152,000 SF

Services Provided

Construction Administration, Electrical, Fire Protection/Detection, Mechanical, Audio/Visual, Security, LEED, Sustainability/Energy

Client Comments

"KJWW worked with us on the new LEED Platinum College of Business building at the University of Illinois. It was an ambitious design, especially in regard to sustainable design. From the beginning, you were willing partners in considering alternative system strategies and worked hard to educate the owner. You invested considerable extra effort beyond the original scope, and I appreciate your effort; we could not have achieved all that we did without you!"

Rafael Pelli, Partner Pelli Clarke Pelli Architects

New College of Business - LEED Plantinum

The University of Illinois’ new College of Business (Business Instructional Facility – BIF) was among the first certified LEED Platinum facilities at a public university in the U.S. The facility’s high-performance building design reduces energy consumption by 48% compared to ASHRAE 90.1-2004, saving the University more than $300,000 per year in utility costs.  The building exceeded the University’s project goal, and now campus standard of LEED Gold, and became the first LEED Platinum building on campus.

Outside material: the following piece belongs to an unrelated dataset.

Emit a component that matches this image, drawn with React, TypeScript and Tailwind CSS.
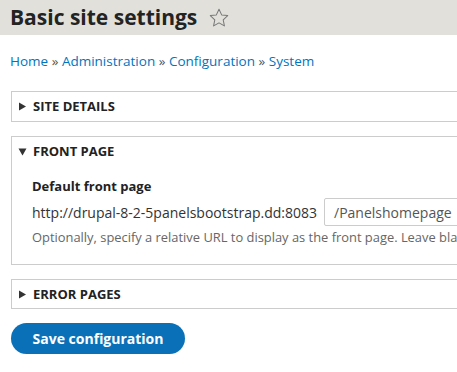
const font = { fontFamily: '"Open Sans", "Noto Sans", sans-serif' };

const Legend = ({ open, title }: { open?: boolean; title: string }) => (
    <div className="flex items-center h-[29px] pl-[6px] text-[13px] font-bold text-[#222] uppercase">
        <svg width="9" height="9" viewBox="0 0 9 9" className="mr-[6px]">
            {open ? <path d="M0.5 1.5h8L4.5 8.5z" fill="#333" /> : <path d="M1 0.5v8l7-4z" fill="#333" />}
        </svg>
        {title}
    </div>
);

const App = () => {
    return (
        <div className="w-[457px] h-[372px] overflow-hidden bg-white" style={font}>
            <div className="h-[35px] bg-[#e1e0db] flex items-center pl-[10px]">
                <h1 className="text-[21px] font-bold text-[#232323] leading-none">Basic site settings</h1>
                <svg width="22" height="22" viewBox="0 0 24 24" className="ml-[11px] mt-[1px]">
                    <path d="M12 2.5l2.9 6.1 6.6.8-4.9 4.6 1.3 6.6L12 17.3l-5.9 3.3 1.3-6.6-4.9-4.6 6.6-.8z" fill="none" stroke="#777" strokeWidth="1.1" strokeLinejoin="round" />
                </svg>
            </div>

            <div className="pl-[10px] mt-[17px] text-[13.5px] text-[#0074bd] leading-[18px] whitespace-nowrap">
                <a>Home</a> <span className="text-[#555]">»</span> <a>Administration</a> <span className="text-[#555]">»</span> <a>Configuration</a> <span className="text-[#555]">»</span> <a>System</a>
            </div>

            <div className="ml-[11px] w-[600px] mt-[21px] flex flex-col">
                <div className="border border-[#ccc] h-[31px]">
                    <Legend title="Site details" />
                </div>

                <div className="border border-[#ccc] mt-[14px] h-[129px]">
                    <Legend open title="Front page" />
                    <div className="pl-[20px] pt-[11px]">
                        <div className="text-[13px] font-bold text-[#222] leading-[18px]">Default front page</div>
                        <div className="flex items-center mt-[3px] text-[14px] text-[#333] whitespace-nowrap">
                            <span>http://drupal-8-2-5panelsbootstrap.dd:8083</span>
                            <div className="ml-[7px] h-[28px] w-[200px] border border-[#ccc] rounded-[2px] flex items-center pl-[9px] text-[14px] text-[#555]">
                                /Panelshomepage
                            </div>
                        </div>
                        <div className="mt-[3px] text-[12.9px] text-[#666] leading-[16px] whitespace-nowrap">
                            Optionally, specify a relative URL to display as the front page. Leave blank to display the default front page.
                        </div>
                    </div>
                </div>

                <div className="border border-[#ccc] mt-[14px] h-[30px]">
                    <Legend title="Error pages" />
                </div>
            </div>

            <button className="ml-[11px] mt-[14px] h-[31px] w-[174px] rounded-full bg-[#0a71b9] text-white text-[14px] font-bold">
                Save configuration
            </button>
        </div>
    );
};

export default App;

Completed in May 2008, the 152,000-SF new facility accommodates 8 high-tech classrooms, career development and academic counseling centers, student program offices, a commons area with café, a recruitment suite with executive meeting rooms, dining room and catering kitchen, 20 interviewing rooms, a 300-seat auditorium, a laboratory that simulates real-time market trading, and space for students to meet and study. Designed by world-renowned architect, Cesar Pelli, the U-shaped structure offers a bright, airy commons area and a spacious, south-facing courtyard. The “heart” of the building is an expansive atrium area that provides space for students to study and interact with each other, as well as host alumni and student events and corporate receptions.
To achieve the University’s sustainability goal, extensive collaboration among the design team occurred early in Concept Planning Phase, resulting in vast computer modeling and life-cycle cost analysis of the building’s orientation, layout, building envelope, and infrastructure systems to optimize the building’s performance.  Low maintenance and low operating costs, as well as flexibility and maintainability, were considered in all designs. Designs included:

  • 4,000 SF of roof-top photovoltaic panels to convert solar energy into clean and renewable electricity, producing approximately 8% of the building’s total electricity demand.  
  • A green roof that reduces rainwater run-off into the drainage system.
  • Low-energy-use building design reduces power consumption and cooling power from the campus chiller. Zero use of CFC refrigerants reduces ozone depletion.
  • Displacement ventilation (DV) system which moves warm and cool air through the building more efficiently than a traditional forced-air system and improves air quality.  With increased ventilation effectiveness, the DV System provides incredible energy efficiency.
  • Photo sensors on lights to reduce energy consumption as outside light enters a room. 
  • Motion sensors turn lights off in unoccupied rooms reducing power consumption.
  • Low-volume shower heads, toilets, and faucets reduce water consumption.
  • Carbon dioxide monitoring to help sustain long-term occupant comfort and well-being while saving energy.

The building’s tight urban site at the heart of the campus made site utility connections and construction challenging. It also limited applications for wind turbines and geothermal bore fields, which were evaluated, due to height restrictions and land access. BIM was used by all members of the project team.